El hombre dio dos pasos hacia ella, mientras su translúcido cuerpo adquiría una docena de colores ante sus estupefactos ojos. Su cara poseía una curiosa familiaridad… familiaridad…, y en súbito espasmo de terror, Helen pensó: ¡Me estoy volviendo loca! ¡Es Robin! ¡Es Robin!

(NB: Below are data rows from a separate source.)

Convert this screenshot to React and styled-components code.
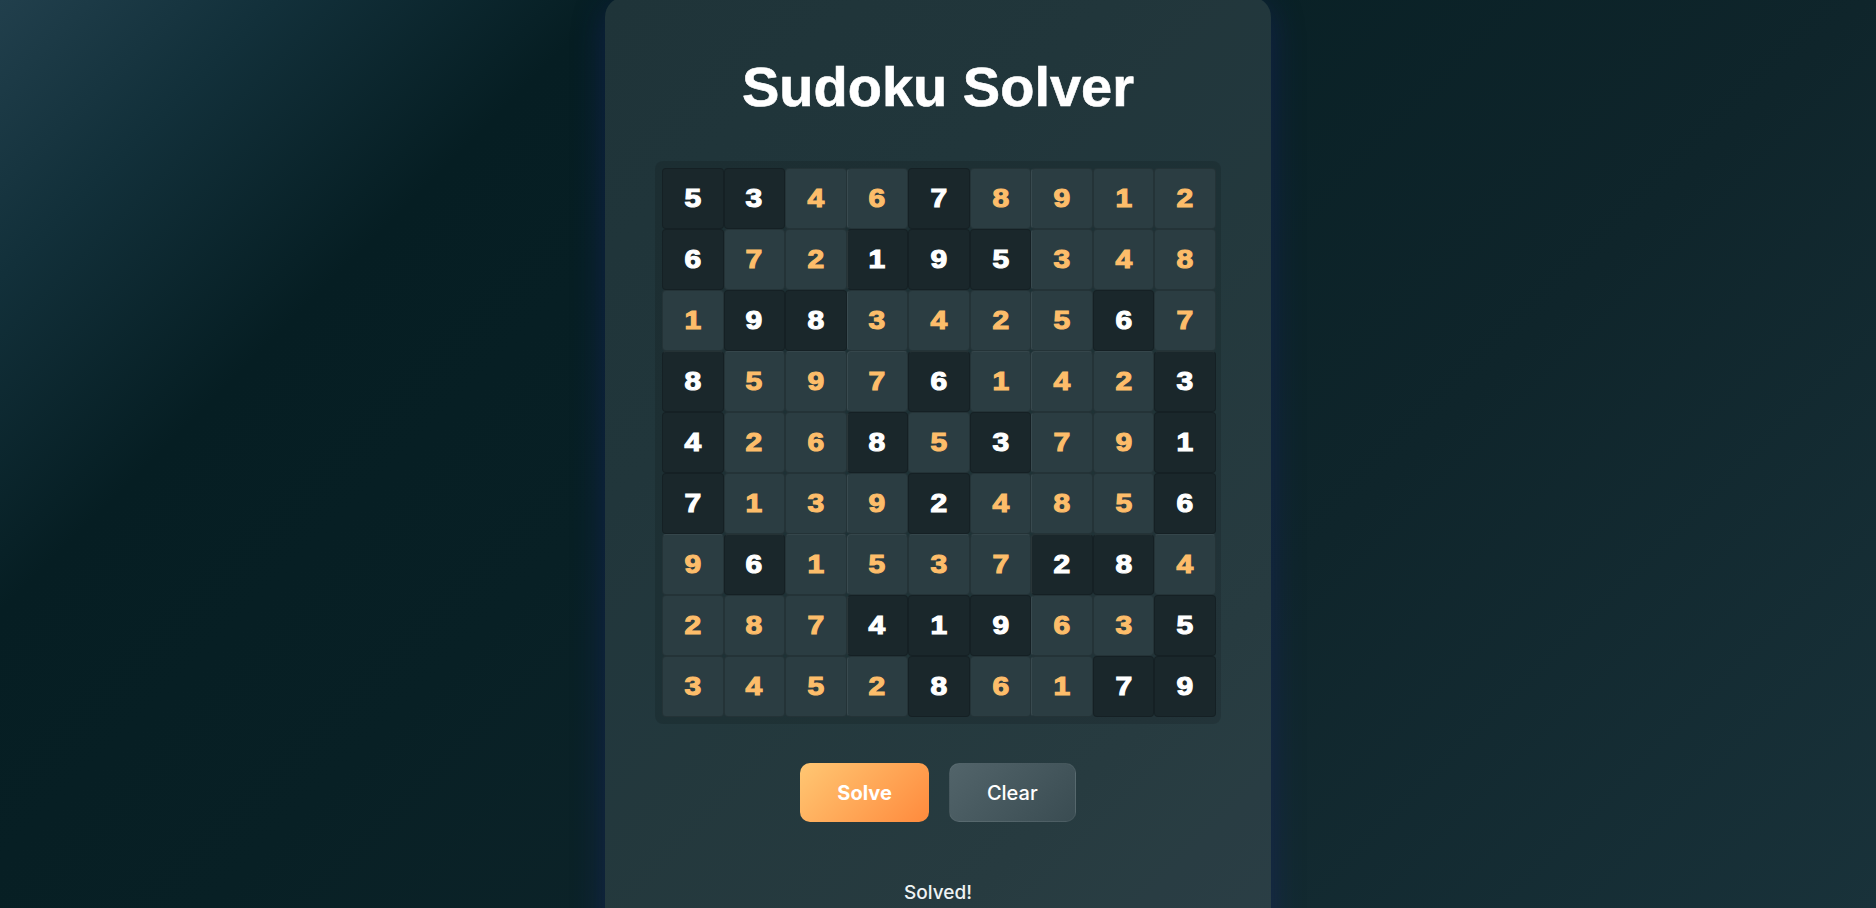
import React from 'react'
import styled, { createGlobalStyle } from 'styled-components'

const puzzle = [
  [5, 3, 0, 0, 7, 0, 0, 0, 0],
  [6, 0, 0, 1, 9, 5, 0, 0, 0],
  [0, 9, 8, 0, 0, 0, 0, 6, 0],
  [8, 0, 0, 0, 6, 0, 0, 0, 3],
  [4, 0, 0, 8, 0, 3, 0, 0, 1],
  [7, 0, 0, 0, 2, 0, 0, 0, 6],
  [0, 6, 0, 0, 0, 0, 2, 8, 0],
  [0, 0, 0, 4, 1, 9, 0, 0, 5],
  [0, 0, 0, 0, 8, 0, 0, 7, 9],
]

const solution = [
  [5, 3, 4, 6, 7, 8, 9, 1, 2],
  [6, 7, 2, 1, 9, 5, 3, 4, 8],
  [1, 9, 8, 3, 4, 2, 5, 6, 7],
  [8, 5, 9, 7, 6, 1, 4, 2, 3],
  [4, 2, 6, 8, 5, 3, 7, 9, 1],
  [7, 1, 3, 9, 2, 4, 8, 5, 6],
  [9, 6, 1, 5, 3, 7, 2, 8, 4],
  [2, 8, 7, 4, 1, 9, 6, 3, 5],
  [3, 4, 5, 2, 8, 6, 1, 7, 9],
]

const GlobalStyle = createGlobalStyle`
  * { box-sizing: border-box; }
  body {
    margin: 0;
    font-family: "Liberation Sans", Arial, sans-serif;
  }
`

function App() {
  const cells = solution.map((row, r) =>
    row.map((value, c) => {
      const given = puzzle[r][c] !== 0
      return (
        <Cell key={r + '-' + c} $given={given} $boxLeft={c % 3 === 0 && c > 0} $boxTop={r % 3 === 0 && r > 0}>
          <Digit $given={given}>{value}</Digit>
        </Cell>
      )
    })
  )

  return (
    <>
      <GlobalStyle />
      <Page>
        <Card>
          <Title>Sudoku Solver</Title>
          <Board>{cells}</Board>
          <Actions>
            <SolveButton>Solve</SolveButton>
            <ClearButton>Clear</ClearButton>
          </Actions>
          <Status>Solved!</Status>
        </Card>
      </Page>
    </>
  )
}

const Page = styled.div`
  height: 100vh;
  overflow: hidden;
  display: flex;
  justify-content: center;
  align-items: flex-start;
  background: linear-gradient(
    135deg,
    #213f4c 0%,
    #12303a 10%,
    #061e23 22%,
    #082025 40%,
    #0f252b 67%,
    #19323a 100%
  );
`

const Card = styled.div`
  margin-top: -3px;
  padding: 57px 50px 40px;
  border-radius: 20px;
  background: rgba(255, 255, 255, 0.1);
  box-shadow: 0 8px 32px 0 rgba(31, 38, 135, 0.37);
  display: flex;
  flex-direction: column;
  align-items: center;
`

const Title = styled.h1`
  margin: 0 0 42px;
  font-family: "Liberation Sans", Arial, sans-serif;
  font-size: 56px;
  font-weight: 700;
  color: #ffffff;
  -webkit-text-stroke: 0.6px #ffffff;
`

const Board = styled.div`
  width: 566px;
  padding: 7px 5px 7px 7px;
  border-radius: 8px;
  background: rgba(0, 0, 0, 0.12);
  display: grid;
  grid-template-columns: repeat(9, 1fr);
  grid-auto-rows: 61px;
`

const Cell = styled.div`
  display: flex;
  align-items: center;
  justify-content: center;
  border-radius: 4px;
  border: 1px solid rgba(0, 0, 0, 0.16);
  border-left-color: ${(p) => (p.$boxLeft ? 'rgba(255,255,255,0.07)' : 'rgba(0,0,0,0.16)')};
  border-top-color: ${(p) => (p.$boxTop ? 'rgba(255,255,255,0.05)' : 'rgba(0,0,0,0.16)')};
  background: ${(p) => (p.$given ? '#1a272b' : '#2b3d42')};
`

const Digit = styled.span`
  display: inline-block;
  font-family: "Liberation Sans", Arial, sans-serif;
  font-weight: 700;
  font-size: 25px;
  line-height: 1;
  transform: scaleX(1.2);
  -webkit-text-stroke: 1.1px currentColor;
  color: ${(p) => (p.$given ? '#ffffff' : '#fdbd6a')};
`

const Actions = styled.div`
  margin-top: 39px;
  display: flex;
  gap: 20px;
`

const BaseButton = styled.button`
  height: 59px;
  padding: 0 37px;
  border-radius: 10px;
  font-family: Inter, "Noto Sans", sans-serif;
  font-size: 20px;
  color: #ffffff;
  cursor: pointer;
`

const SolveButton = styled(BaseButton)`
  border: none;
  font-weight: 700;
  background: linear-gradient(135deg, #ffc773 0%, #ff8a3d 100%);
`

const ClearButton = styled(BaseButton)`
  border: 1px solid rgba(255, 255, 255, 0.05);
  font-weight: 500;
  background: linear-gradient(135deg, #52646a 0%, #3a4c52 100%);
`

const Status = styled.p`
  margin: 59px 0 0;
  font-family: Inter, "Noto Sans", sans-serif;
  font-size: 19px;
  font-weight: 500;
  color: #eef3f4;
`

export default App
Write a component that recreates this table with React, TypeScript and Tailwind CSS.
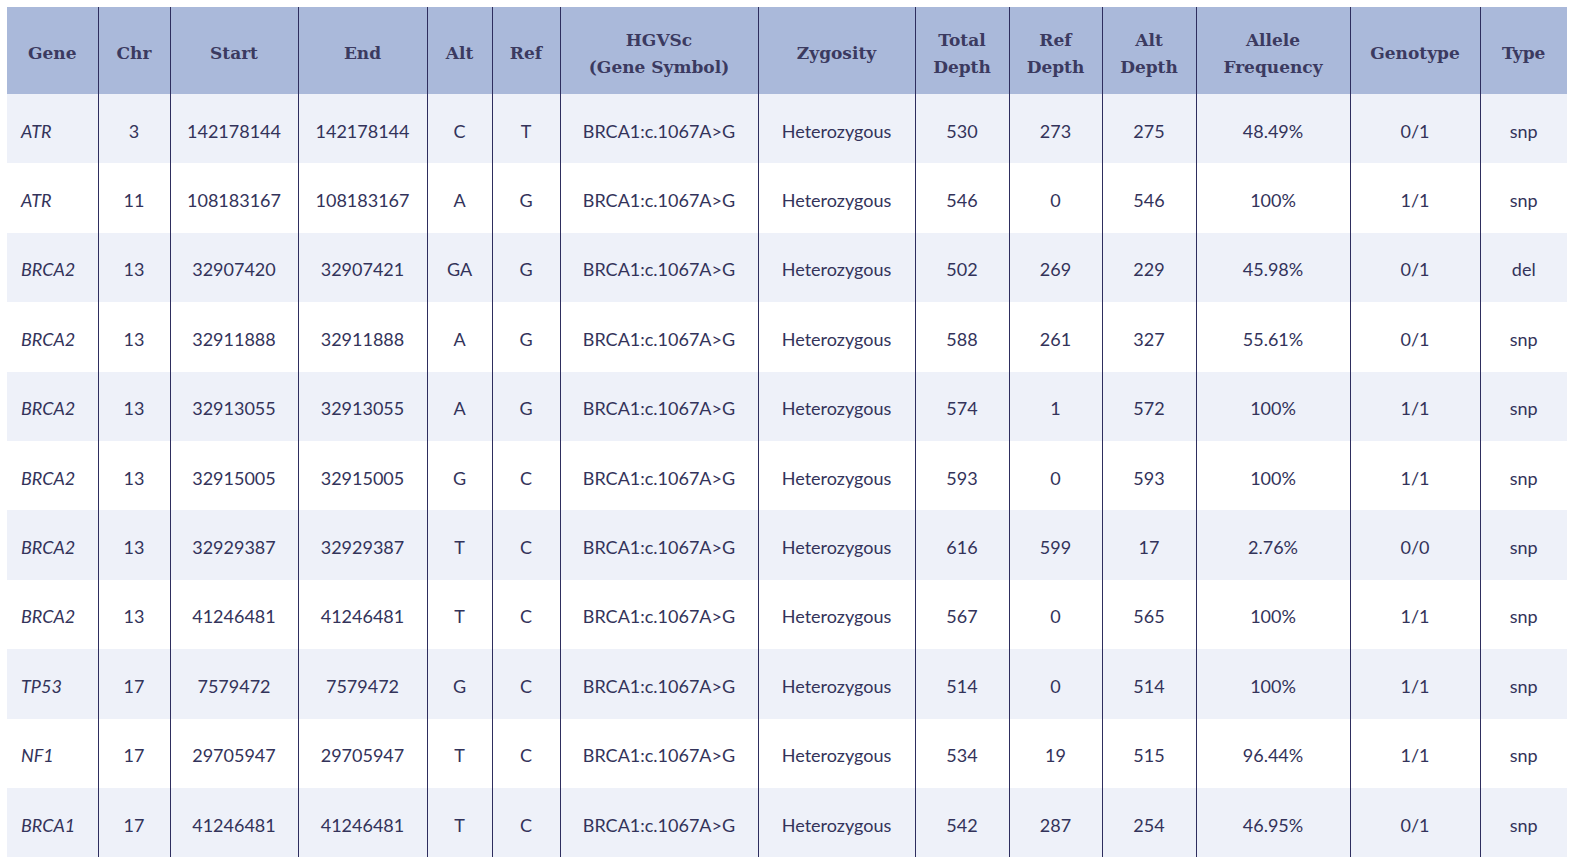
const COLUMNS = [
  { key: "gene", label: ["Gene"], width: 91 },
  { key: "chr", label: ["Chr"], width: 72 },
  { key: "start", label: ["Start"], width: 128 },
  { key: "end", label: ["End"], width: 129 },
  { key: "alt", label: ["Alt"], width: 65 },
  { key: "ref", label: ["Ref"], width: 68 },
  { key: "hgvs", label: ["HGVSc", "(Gene Symbol)"], width: 198 },
  { key: "zyg", label: ["Zygosity"], width: 157 },
  { key: "total", label: ["Total", "Depth"], width: 94 },
  { key: "refDepth", label: ["Ref", "Depth"], width: 93 },
  { key: "altDepth", label: ["Alt", "Depth"], width: 94 },
  { key: "af", label: ["Allele", "Frequency"], width: 154 },
  { key: "gt", label: ["Genotype"], width: 130 },
  { key: "type", label: ["Type"], width: 87 },
];

type Variant = [string, string, string, string, string, string, string, string, string, string, string, string];

// gene, chr, start, end, alt, ref, total, refDepth, altDepth, af, gt, type
const ROWS: Variant[] = [
  ["ATR", "3", "142178144", "142178144", "C", "T", "530", "273", "275", "48.49%", "0/1", "snp"],
  ["ATR", "11", "108183167", "108183167", "A", "G", "546", "0", "546", "100%", "1/1", "snp"],
  ["BRCA2", "13", "32907420", "32907421", "GA", "G", "502", "269", "229", "45.98%", "0/1", "del"],
  ["BRCA2", "13", "32911888", "32911888", "A", "G", "588", "261", "327", "55.61%", "0/1", "snp"],
  ["BRCA2", "13", "32913055", "32913055", "A", "G", "574", "1", "572", "100%", "1/1", "snp"],
  ["BRCA2", "13", "32915005", "32915005", "G", "C", "593", "0", "593", "100%", "1/1", "snp"],
  ["BRCA2", "13", "32929387", "32929387", "T", "C", "616", "599", "17", "2.76%", "0/0", "snp"],
  ["BRCA2", "13", "41246481", "41246481", "T", "C", "567", "0", "565", "100%", "1/1", "snp"],
  ["TP53", "17", "7579472", "7579472", "G", "C", "514", "0", "514", "100%", "1/1", "snp"],
  ["NF1", "17", "29705947", "29705947", "T", "C", "534", "19", "515", "96.44%", "1/1", "snp"],
  ["BRCA1", "17", "41246481", "41246481", "T", "C", "542", "287", "254", "46.95%", "0/1", "snp"],
];

export default function App() {
  return (
    <div className="min-h-[866px] w-[1578px] bg-white pl-[7px] pt-[7px]">
      <table className="w-[1560px] table-fixed border-collapse text-[#33335a]">
        <colgroup>
          {COLUMNS.map((c) => (
            <col key={c.key} style={{ width: c.width }} />
          ))}
        </colgroup>
        <thead>
          <tr className="bg-[#aab9da]">
            {COLUMNS.map((c, i) => (
              <th
                key={c.key}
                className={
                  "box-border h-[87px] px-1 pt-[6px] font-['DejaVu_Serif',serif] text-[17px] font-bold leading-[27px] text-[#3b3a60] " +
                  (i === 0 ? "" : "border-l border-[#2e2e5e]")
                }
              >
                {c.label.map((l) => (
                  <div key={l}>{l}</div>
                ))}
              </th>
            ))}
          </tr>
        </thead>
        <tbody>
          {ROWS.map((r, ri) => {
            const cells = [r[0], r[1], r[2], r[3], r[4], r[5], "BRCA1:c.1067A>G", "Heterozygous", r[6], r[7], r[8], r[9], r[10], r[11]];
            return (
              <tr key={ri} className={ri % 2 === 0 ? "bg-[#eef1f9]" : "bg-white"}>
                {cells.map((v, ci) => (
                  <td
                    key={ci}
                    className={
                      "box-border h-[69.4px] pt-[4px] font-['Lato',sans-serif] text-[18px] leading-[24px] " +
                      (ci === 0
                        ? "pl-[14px] text-left italic"
                        : "border-l border-[#2e2e5e] text-center")
                    }
                  >
                    {v}
                  </td>
                ))}
              </tr>
            );
          })}
        </tbody>
      </table>
    </div>
  );
}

Él extendió la mano para tocarla cuando su grito cortó trozos de aire helado por el bosque, multiplicando ecos demenciales en las voces-viento. Se dio la vuelta y echó a correr ciegamente hacia el traicionero acantilado. Tras ella oyó pasos, una voz, el grito de Robin, el extraño hombre, no lo sabía con exactitud. En el horror del incesto, el hijo, el padre, el amante se confundieron súbitamente en uno solo, atormentando su cerebro. En un arranque de locura echó a correr hacia la orilla. Sintió cómo una mano masculina la asía por el hombro, pero ella se soltó retorciéndose y gritando: ¡No, Robin, no, no…!, y se arrojó por el escarpado precipicio, hundiéndose en la violenta corriente en busca del olvido y la muerte…
 
Muchos años después, Merrihew, que se había hecho viejo en el servicio espacial, falsificó los papeles de ruta y llevó su nave a la órbita del pequeño planeta verde que él había denominado el Planeta de Robin. Los viejos edificios estaban en ruinas, y Merrihew buscó durante dos meses de polo a polo por todo el planeta, pero no encontró nada. Nada sino sombras y susurros y las interminables voces del viento. Finalmente, hizo despegar su nave y se marchó.